1—the park contains a surprisingly large variety of ecosystems: alpine, subalpine, rainforest, a rain shadow, old growth lowland forest, second growth forest, coastline, and an entire river system from headwater to ocean.

2—there are no roads that cut through the park, only spurs that lead in from highway 101, which encircles it.  This can make places seem far apart when they really aren’t.  For example, Sol Duc hot springs and the Hoh rainforest visitor’s center are only about 8 miles from each other—but to drive between the two you would have to travel 68 miles and it would take about two hours!

These two facts can combine in interesting ways, and it’s a profound moment when you realize that  some very different sections of the park are almost literally on top of each other.  I got to experience these large differences in a small space in 2004 when, along with my father and my friend Lavon, I hiked from Hurricane Ridge down into the Elwha river valley.

It was surprising when I realized that these two points, which are 25 miles and almost an hour apart by road, are only six miles away from each other by trail.  Of course, they are also about a mile apart in another important way—vertically!

But we were going downhill all the way, so that morning we parked my dad’s CRV down in the valley and then drove up to the trailhead to Hurricane Hill, laced up our boots, and hit the trail.

Alright, it wasn’t entirely downhill; the first mile or so was actually uphill, as we followed the trail almost all the way up Hurricane Hill to where a much narrower trail carved its way across the subalpine meadow.

This trail lead us along a rocky ridge line and through some stands of subalpine firs, where fog (or really, some low-flying clouds) rolled in.  I imagine there are wonderful views from that ridge, but the clouds lent their own imposing atmosphere to the place.  We stopped for lunch among the trees and were delighted when a young buck, velvet still on his antlers, decided to graze for his own lunch right beside us.

When the ridge ran out, the trail dropped steeply down a meadowy mountainside, passing erratic outcroppings of stone, and dropped through the strait edge of a high forest.  The boundary between forest and meadow was surprisingly stark, as though the trees, in their march uphill, had come to the point and said, “that’s it, one more step and it will be too high for me to grow,” so they stopped.

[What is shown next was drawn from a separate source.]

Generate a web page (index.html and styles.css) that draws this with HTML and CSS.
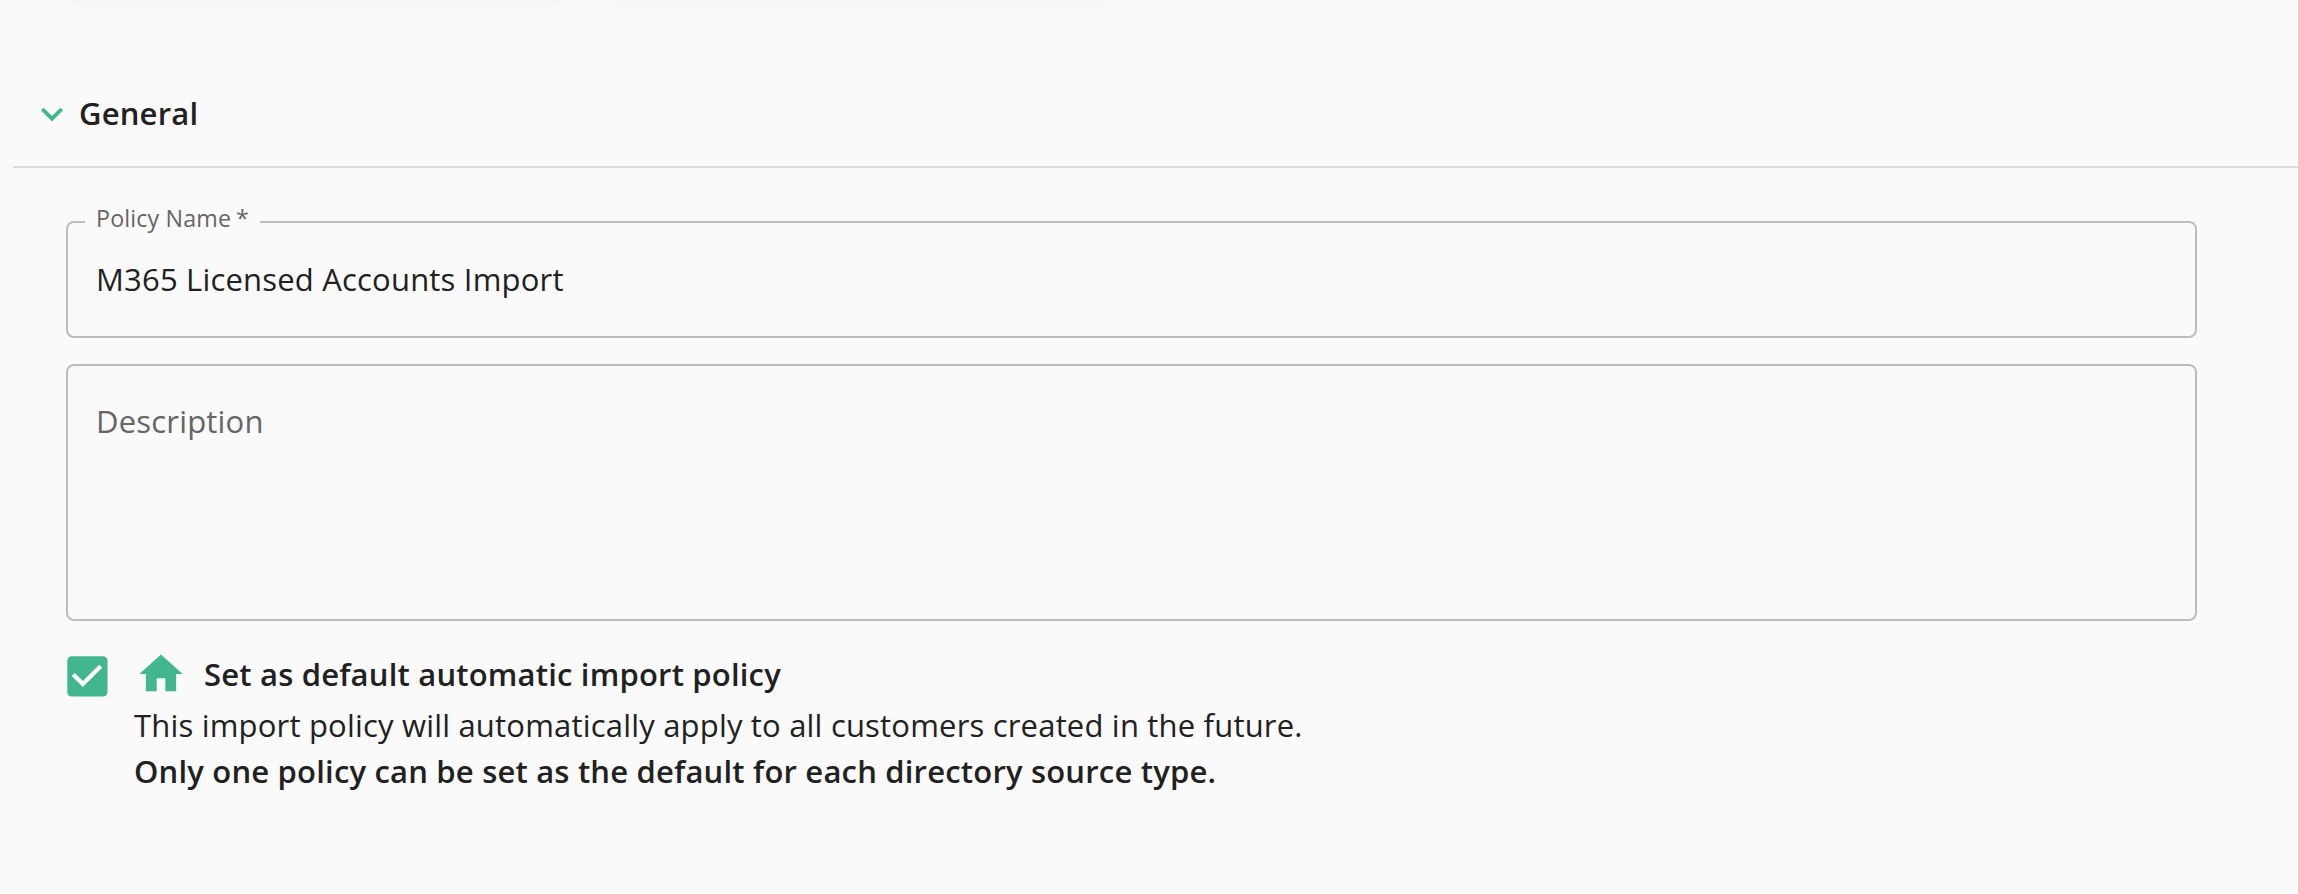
FILE: index.html
```html
<!DOCTYPE html>
<html lang="en">
<head>
<meta charset="utf-8">
<title>Import policy</title>
<link rel="stylesheet" href="styles.css">
</head>
<body>
<div class="cards"><div class="card"></div><div class="card"></div></div>
<header class="section-header">
  <svg class="chevron" width="24" height="16" viewBox="0 0 24 16"><path d="M2.3 3l9.7 9.7L21.7 3" fill="none" stroke="#42b68f" stroke-width="3.8"/></svg>
  <h2 class="section-title">General</h2>
</header>
<main class="section-body">
  <fieldset class="field">
    <legend class="field-label">Policy Name<span class="star">*</span></legend>
    <div class="field-value">M365 Licensed Accounts Import</div>
  </fieldset>
  <div class="textarea">Description</div>
  <div class="option">
    <svg class="checkbox" width="41" height="41" viewBox="0 0 41 41"><rect x=".3" y=".3" width="40.2" height="40.2" rx="4.5" fill="#42b68f"/><path d="M6.3 18.5l9.5 9.5L33.7 10.2" fill="none" stroke="#fff" stroke-width="4.3"/></svg>
    <div class="option-text">
      <div class="option-title">
        <svg class="home" width="52" height="52" viewBox="0 0 24 24"><path d="M10 20v-6h4v6h5v-8h3L12 3 2 12h3v8z" fill="#42b68f"/></svg>
        <span class="strong title-label">Set as default automatic import policy</span>
      </div>
      <div class="line">This import policy will automatically apply to all customers created in the future.</div>
      <div class="line strong">Only one policy can be set as the default for each directory source type.</div>
    </div>
  </div>
</main>
</body>
</html>
```
FILE: styles.css
```css
* { box-sizing: border-box; }
body {
  margin: 0;
  width: 2298px;
  height: 894px;
  overflow: hidden;
  background: #fafafa;
  color: #212121;
  font-family: "Open Sans", sans-serif;
  font-size: 31px;
  letter-spacing: 0.19px;
  white-space: nowrap;
}
.cards { display: flex; gap: 46px; height: 0; padding-left: 68px; }
.card {
  width: 496px;
  height: 100px;
  margin-top: -104px;
  box-shadow: 0 4px 20px rgba(0, 0, 0, 0.04);
}
.section-header {
  display: flex;
  align-items: center;
  height: 168px;
  margin-left: 13px;
  padding: 60px 0 0 27px;
  border-bottom: 2px solid #dcdcdc;
}
.chevron { margin-top: 1px; }
.section-title {
  margin: 0 0 0 15px;
  font-size: 31px;
  font-weight: 600;
  line-height: 106px;
}
.section-body { padding: 34px 101px 0 66px; }
.field {
  height: 136px;
  margin: 0;
  padding: 0 0 0 17px;
  border: 2px solid #bdbdbd;
  border-radius: 8px;
}
.field-label {
  width: 175px;
  height: 40px;
  padding: 0 0 8px 11px;
  color: #666;
  font-size: 23.25px;
  letter-spacing: 0.14px;
  line-height: 32px;
}
.star { margin-left: 5px; }
.field-value { padding-left: 11px; line-height: 75px; }
.textarea {
  height: 257px;
  margin-top: 26px;
  padding: 33px 0 0 28px;
  border: 2px solid #bdbdbd;
  border-radius: 8px;
  color: #666;
  line-height: 44px;
}
.option { display: flex; align-items: flex-start; padding-top: 25px; }
.checkbox { margin: 10px 26px 0 1px; }
.option-title { display: flex; align-items: center; height: 56px; }
.home { margin-left: 0.5px; }
.title-label { margin-left: 17.5px; }
.line { line-height: 46px; }
.strong { font-weight: 600; }
```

The forest was full of dim light and surprisingly open.  There was virtually no undergrowth, just conifers and vanilla leaf.  As we continued to descend, though, more and more plants entered the scene.  It was like walking through geological strata, or a layer cake.  I hadn’t imagined that different altitudinal regions would appear so distinctly, but I’m sure, had I had the right knowledge about which plants grow at which elevations, that I could have told you how high we were within 10 feet at times.

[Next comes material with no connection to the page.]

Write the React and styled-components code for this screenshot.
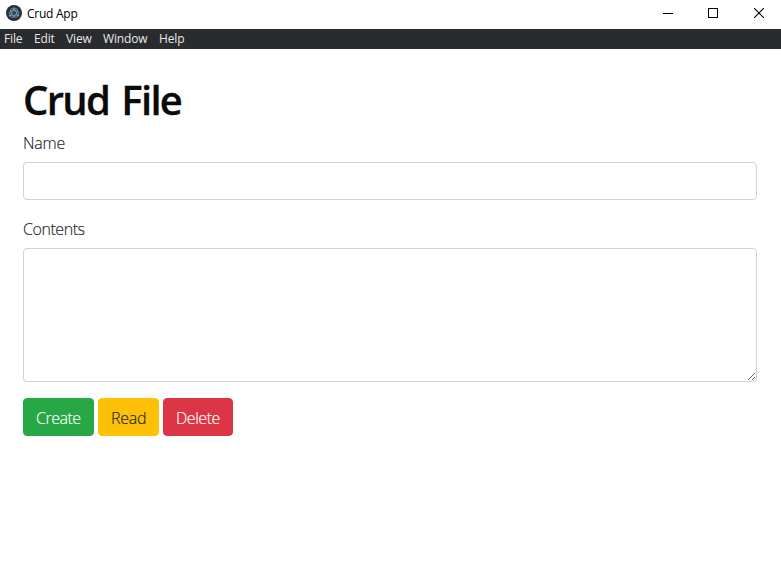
import React from 'react';
import styled, { createGlobalStyle } from 'styled-components';

const GlobalStyle = createGlobalStyle`
  * { box-sizing: border-box; }
  body {
    margin: 0;
    background: #fff;
    color: #212529;
    font-family: "Open Sans", "Noto Sans", sans-serif;
    overflow: hidden;
  }
`;

const Window = styled.div`
  height: 587px;
  background: #fff;
`;

const TitleBar = styled.header`
  display: flex;
  align-items: center;
  height: 29px;
  padding: 0 0 3px 6px;
`;

const AppIcon = styled.svg`
  width: 16px;
  height: 16px;
  margin-right: 5px;
`;

const AppName = styled.span`
  flex: 1;
  padding-top: 1px;
  color: #000;
  font-size: 12px;
  line-height: 16px;
  letter-spacing: -0.25px;
`;

const WindowControls = styled.div`
  display: grid;
  grid-template-columns: 46px 44px 48px;
  height: 26px;
  place-items: center;
  margin-right: -2px;

  svg { display: block; }
`;

const MenuBar = styled.nav`
  display: flex;
  height: 20px;
  background: #292b2f;
  color: #e8e8e8;
  padding-left: 4px;
`;

const MenuItem = styled.span`
  width: ${(p) => p.$width}px;
  font-size: 12px;
  line-height: 20px;
  letter-spacing: -0.15px;
  white-space: nowrap;
`;

const Content = styled.main`
  padding: 25px 24px 0 23px;
`;

const Title = styled.h1`
  margin: 0 0 8px;
  color: #0a0a0a;
  font-size: 40px;
  font-weight: 600;
  line-height: 48px;
  padding-top: 2px;
  height: 48px;
  letter-spacing: -1.7px;
  word-spacing: 3.5px;
  -webkit-text-stroke: 0.3px currentColor;
`;

const Field = styled.div`
  margin-bottom: 16px;
`;

const Label = styled.label`
  display: block;
  height: 24px;
  margin-bottom: 8px;
  font-size: 16px;
  font-weight: 300;
  line-height: 26px;
  letter-spacing: ${(p) => p.$tracking};
  -webkit-text-stroke: 0.15px currentColor;
`;

const Input = styled.input`
  display: block;
  width: 100%;
  height: 38px;
  padding: 6px 12px;
  border: 1px solid #ced4da;
  border-radius: 4px;
  font: inherit;
`;

const TextArea = styled.textarea`
  display: block;
  width: 100%;
  height: 134px;
  padding: 6px 12px;
  border: 1px solid #ced4da;
  border-radius: 4px;
  font: inherit;
  resize: vertical;
`;

const Actions = styled.div`
  display: flex;
  gap: 4px;
`;

const Button = styled.button`
  width: ${(p) => p.$width}px;
  height: 38px;
  padding: 1px 0 0 12px;
  border: 1px solid ${(p) => p.$color};
  border-radius: 4px;
  background: ${(p) => p.$color};
  color: ${(p) => p.$text || '#fff'};
  font-family: inherit;
  font-size: 16px;
  font-weight: 300;
  line-height: 24px;
  letter-spacing: ${(p) => p.$tracking};
  text-align: left;
  -webkit-text-stroke: 0.15px currentColor;
`;

export default function App() {
  return (
    <Window>
      <GlobalStyle />
      <TitleBar>
        <AppIcon viewBox="0 0 16 16" fill="none">
          <circle cx="8" cy="8" r="8" fill="#2b2e3a" />
          <g stroke="#9feaf9" strokeWidth="0.65" opacity="0.8">
            <ellipse cx="8" cy="8" rx="5" ry="2.3" />
            <ellipse cx="8" cy="8" rx="5" ry="2.3" transform="rotate(60 8 8)" />
            <ellipse cx="8" cy="8" rx="5" ry="2.3" transform="rotate(120 8 8)" />
          </g>
          <g fill="#9feaf9" opacity="0.85">
            <circle cx="8" cy="8" r="0.5" />
            <circle cx="3.6" cy="10.8" r="0.7" />
            <circle cx="12.4" cy="10.8" r="0.7" />
            <circle cx="8" cy="3" r="0.7" />
          </g>
        </AppIcon>
        <AppName>Crud App</AppName>
        <WindowControls>
          <svg width="10" height="10" shapeRendering="crispEdges"><path d="M0 5h10v1H0z" fill="#000" /></svg>
          <svg width="10" height="10" shapeRendering="crispEdges"><rect x=".5" y=".5" width="9" height="9" fill="none" stroke="#000" /></svg>
          <svg width="10" height="10"><path d="M0 0l10 10M10 0L0 10" stroke="#000" strokeWidth="1.1" /></svg>
        </WindowControls>
      </TitleBar>
      <MenuBar>
        <MenuItem $width={30}>File</MenuItem>
        <MenuItem $width={32}>Edit</MenuItem>
        <MenuItem $width={37}>View</MenuItem>
        <MenuItem $width={56}>Window</MenuItem>
        <MenuItem $width={40}>Help</MenuItem>
      </MenuBar>
      <Content>
        <Title>Crud File</Title>
        <Field>
          <Label htmlFor="name" $tracking="-0.25px">Name</Label>
          <Input id="name" />
        </Field>
        <Field>
          <Label htmlFor="contents" $tracking="-0.45px">Contents</Label>
          <TextArea id="contents" />
        </Field>
        <Actions>
          <Button $width={71} $color="#28a745" $tracking="-0.5px">Create</Button>
          <Button $width={61} $color="#ffc107" $text="#212529" $tracking="-0.25px">Read</Button>
          <Button $width={70} $color="#dc3545" $tracking="-0.45px">Delete</Button>
        </Actions>
      </Content>
    </Window>
  );
}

We ended up, at the bottom of our hike in a wet, lowland forest full of big leaf maples, moss, and ferns.  By this time we had made our descent of nearly a mile in five miles of trail.  I won’t tell you whose knees gave out first and him or her sliding down the muddy trail.  They were surprisingly good-humored about it, considering the circumstances.

And the next day?  Well, I could barely walk, but I considered it worth it to walk through so many ecosystems in the space of a couple of hours, and to see so much beauty with cheery companions.